Assume $\{e_1,e_2,e_3\}$ is an orthonormal basis in $\mathbb{R}^3$, and two quaternions $q_1$ is a rotation of $90^\circ$ around $e_3$ and $q_2$ is a rotation of $90^\circ$ around $e_1$.
$$\mathbf{I} = e_1e_2e_3$$ $$q_1 = e^{-e_3\mathbf{I}45^\circ}$$ $$\quad q_2 = e^{-e_1\mathbf{I}45^\circ}$$
Now calculate the composition $q_2q_1$. The answer in the book is:
$$cos60^\circ-\dfrac{e_1-e_2+e_3}{\sqrt 3}\mathbf{I}\,sin60^\circ$$
But I couldn't figure the steps to get there.

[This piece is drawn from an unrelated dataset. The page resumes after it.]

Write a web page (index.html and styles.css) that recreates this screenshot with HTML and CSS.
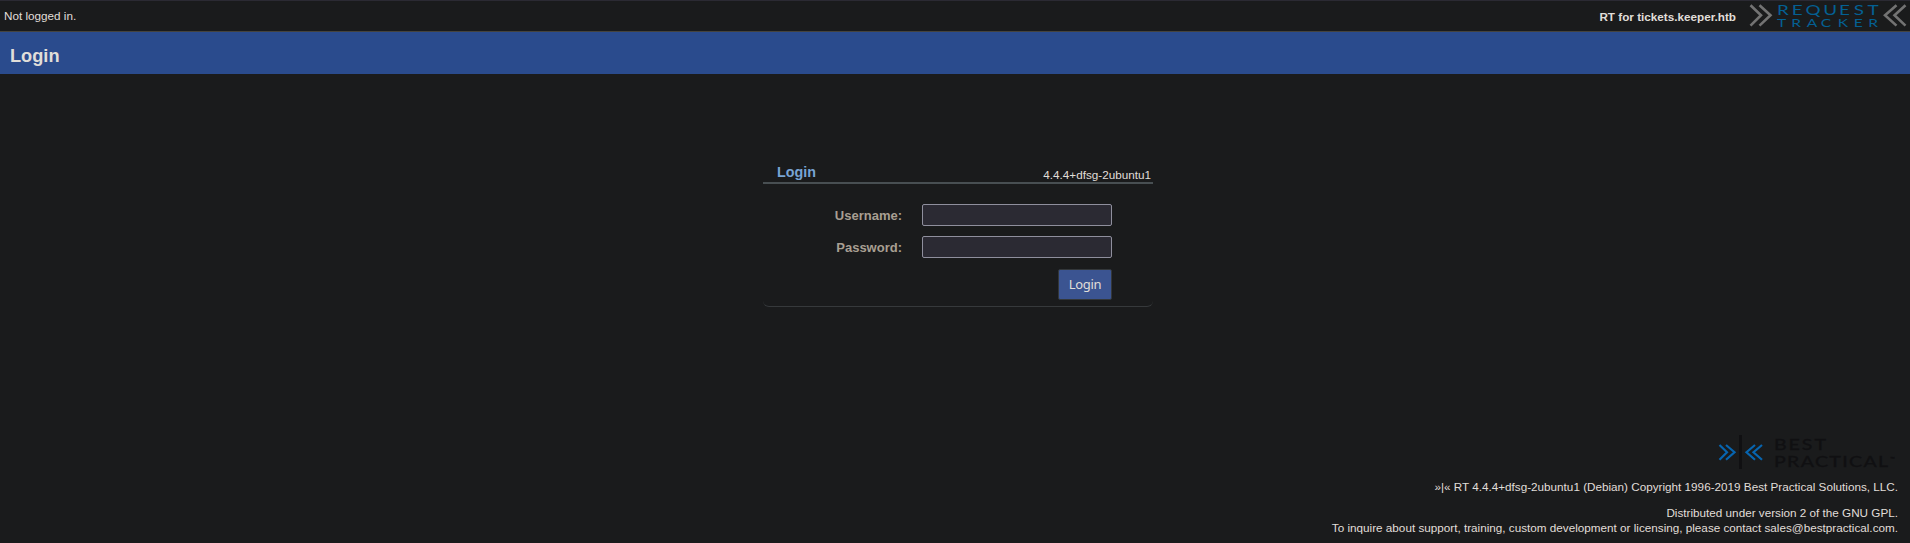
FILE: index.html
```html
<!DOCTYPE html>
<html lang="en">
<head>
<meta charset="utf-8">
<title>Login</title>
<link rel="stylesheet" href="styles.css">
</head>
<body>
<header class="topbar">
  <span class="status">Not logged in.</span>
  <span class="instance">RT for tickets.keeper.htb</span>
  <svg class="rt-logo" width="160" height="30" viewBox="1748 0 160 30" role="img" aria-label="Request Tracker">
    <g class="rt-arrows">
      <path d="M1750.5 5.2 1761 15.2 1750.5 25.6M1759.5 5.2 1770.5 15.2 1759.5 25.6"/>
      <path d="M1896.5 5.2 1885 15.2 1896.5 25.6M1905.5 5.2 1894.5 15.2 1905.5 25.6"/>
    </g>
    <g class="rt-word">
      <text class="rt-big" transform="translate(1777 15.2) scale(1.35 1)" x="0 11 21.1 34.2 45.9 56.8 67.1">REQUEST</text>
      <text class="rt-small" transform="translate(1777 27) scale(1.3 1)" x="0 11 22.8 33.6 46.8 59.1 70.1">TRACKER</text>
    </g>
  </svg>
</header>
<div class="titlebar"><h1>Login</h1></div>
<main class="panel">
  <div class="panel-head"><h2>Login</h2><span class="version">4.4.4+dfsg-2ubuntu1</span></div>
  <form class="form">
    <div class="row"><label class="label" for="user">Username:</label><input class="field" id="user" type="text"></div>
    <div class="row"><label class="label" for="pass">Password:</label><input class="field" id="pass" type="password"></div>
    <div class="actions"><button class="submit" type="button">Login</button></div>
  </form>
</main>
<footer class="footer">
  <svg class="bp-logo" width="180" height="36" viewBox="1718 434 180 36" role="img" aria-label="Best Practical">
    <g class="bp-arrows">
      <path d="M1719.5 445 1727 452.2 1719.5 459.7M1726 445 1734.5 452.2 1726 459.7"/>
      <path d="M1755 445 1746.5 452.2 1755 459.7M1762 445 1753.5 452.2 1762 459.7"/>
    </g>
    <rect class="bp-bar" x="1739" y="435" width="3" height="34"/>
    <g class="bp-word">
      <text transform="translate(1774 450.3) scale(1.35 1)" textLength="38.5" lengthAdjust="spacing">BEST</text>
      <text transform="translate(1774 467) scale(1.35 1)" textLength="84.5" lengthAdjust="spacing">PRACTICAL</text>
      <text class="bp-tm" x="1890" y="461">™</text>
    </g>
  </svg>
  <p class="copyright">»|« RT 4.4.4+dfsg-2ubuntu1 (Debian) Copyright 1996-2019 Best Practical Solutions, LLC.</p>
  <p class="license">Distributed under version 2 of the GNU GPL.<br>To inquire about support, training, custom development or licensing, please contact sales@bestpractical.com.</p>
</footer>
</body>
</html>
```
FILE: styles.css
```css
* { box-sizing: border-box; }
body {
  margin: 0;
  height: 543px;
  display: flex;
  flex-direction: column;
  overflow: hidden;
  background: #1a1b1c;
  color: #e0ded9;
  font-family: "Liberation Sans", Arial, sans-serif;
  font-size: 11.71px;
}
h1, h2, p { margin: 0; }
.topbar {
  display: flex;
  height: 32px;
  padding: 0 2px 0 4px;
  border-top: 1px solid #2b2a33;
  border-bottom: 1px solid #45443f;
  line-height: 30px;
}
.status { flex: 1; }
.instance { font-weight: bold; margin-right: 12px; line-height: 31px; }
.rt-logo { margin-top: -1px; }
.rt-arrows { fill: none; stroke: #737373; stroke-width: 2.6; }
.rt-word { fill: #046093; font-family: Lato, sans-serif; }
.rt-big { font-size: 14px; }
.rt-small { font-size: 12px; }
.titlebar {
  height: 42px;
  padding-left: 10px;
  background: #2a4b8d;
}
h1 { font-size: 18.2px; line-height: 48px; }
.panel {
  width: 390px;
  height: 144px;
  margin: 89px 0 0 763px;
  border-bottom: 1px solid #36393b;
  border-radius: 0 0 6px 6px;
}
.panel-head {
  display: flex;
  justify-content: space-between;
  height: 21px;
  padding: 0 2px 0 14px;
  border-bottom: 2px solid #484f52;
}
h2 { color: #78a4d4; font-size: 14.3px; line-height: 18px; }
.version { line-height: 24px; }
.form { display: flex; flex-direction: column; gap: 10px; padding: 20px 41px 0 0; }
.row { display: flex; justify-content: flex-end; gap: 20px; height: 22px; }
.label { color: #a89f92; font-size: 13px; font-weight: bold; line-height: 23px; }
.field {
  width: 190px;
  height: 22px;
  padding: 1px 2px;
  border: 1px solid #8f8f9d;
  border-radius: 2px;
  background: #2b2a33;
  color: #e0ded9;
}
.actions { display: flex; justify-content: flex-end; margin-top: 1px; }
.submit {
  width: 54px;
  height: 31px;
  padding: 0 0 2px;
  border: 1px solid #33373a;
  border-radius: 2px;
  background: #3b5491;
  color: #e0ded9;
  font-family: "Noto Sans", sans-serif;
  font-size: 13px;
  letter-spacing: -.35px;
}
.footer {
  display: flex;
  flex-direction: column;
  align-items: flex-end;
  margin-top: 127px;
  padding-right: 12px;
  text-align: right;
}
.bp-arrows { fill: none; stroke: #0765b0; stroke-width: 2.2; }
.bp-bar { fill: #101012; }
.bp-word { fill: #101012; stroke: #101012; stroke-width: .3; font-family: Lato, sans-serif; font-size: 14.5px; }
.bp-tm { font-size: 6px; }
.copyright { margin-top: 9px; line-height: 15px; }
.license { margin-top: 11px; line-height: 15px; }
```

This is what I can do so far,
\begin{align} q_2q_1 &= (cos45^\circ - e_1\mathbf{I}\,sin45^\circ)(cos45^\circ-e_3\mathbf{I}\,sin45^\circ) \\ &= cos45^\circ cos45^\circ-e_1\mathbf{I}\,sin45^\circ cos45^\circ-e_3\mathbf{I}\,cos45^\circ sin45^\circ + e_1\mathbf{I}e_3\mathbf{I}\,sin45^\circ sin45^\circ \\ &= cos45^\circ cos45^\circ-e_1\mathbf{I}\,sin45^\circ cos45^\circ-e_3\mathbf{I}\,cos45^\circ sin45^\circ + e_2\mathbf{I}\,sin45^\circ sin45^\circ \end{align}
How do I proceed?
Thanks in advance.
$$\begin{align}e^{-e_1I\pi/4}e^{-e_3I\pi/4} &= \big(\cos(\pi/4)-e_1I\sin(\pi/4)\big)\big(\cos(\pi/4)-e_3I\sin(\pi/4)\big) \\ &= \frac 12\big(1 -e_3I-e_1I+e_1Ie_3I\big) \\ &= \frac 12\big(1 -e_3I-e_1I+e_2I\big) \\ &= \cos\left(\frac{\pi}{3}\right) - \frac{e_1-e_2+e_3}{2}I\left(\frac{\sqrt{3}}{\sqrt{3}}\right) \\ &= \cos\left(\frac{\pi}{3}\right) - \frac{e_1-e_2+e_3}{\sqrt{3}}I\left(\frac{\sqrt{3}}{2}\right) \\ &= \cos\left(\frac{\pi}{3}\right) - \frac{e_1-e_2+e_3}{\sqrt{3}}I\sin\left(\frac{\pi}{3}\right)\end{align}$$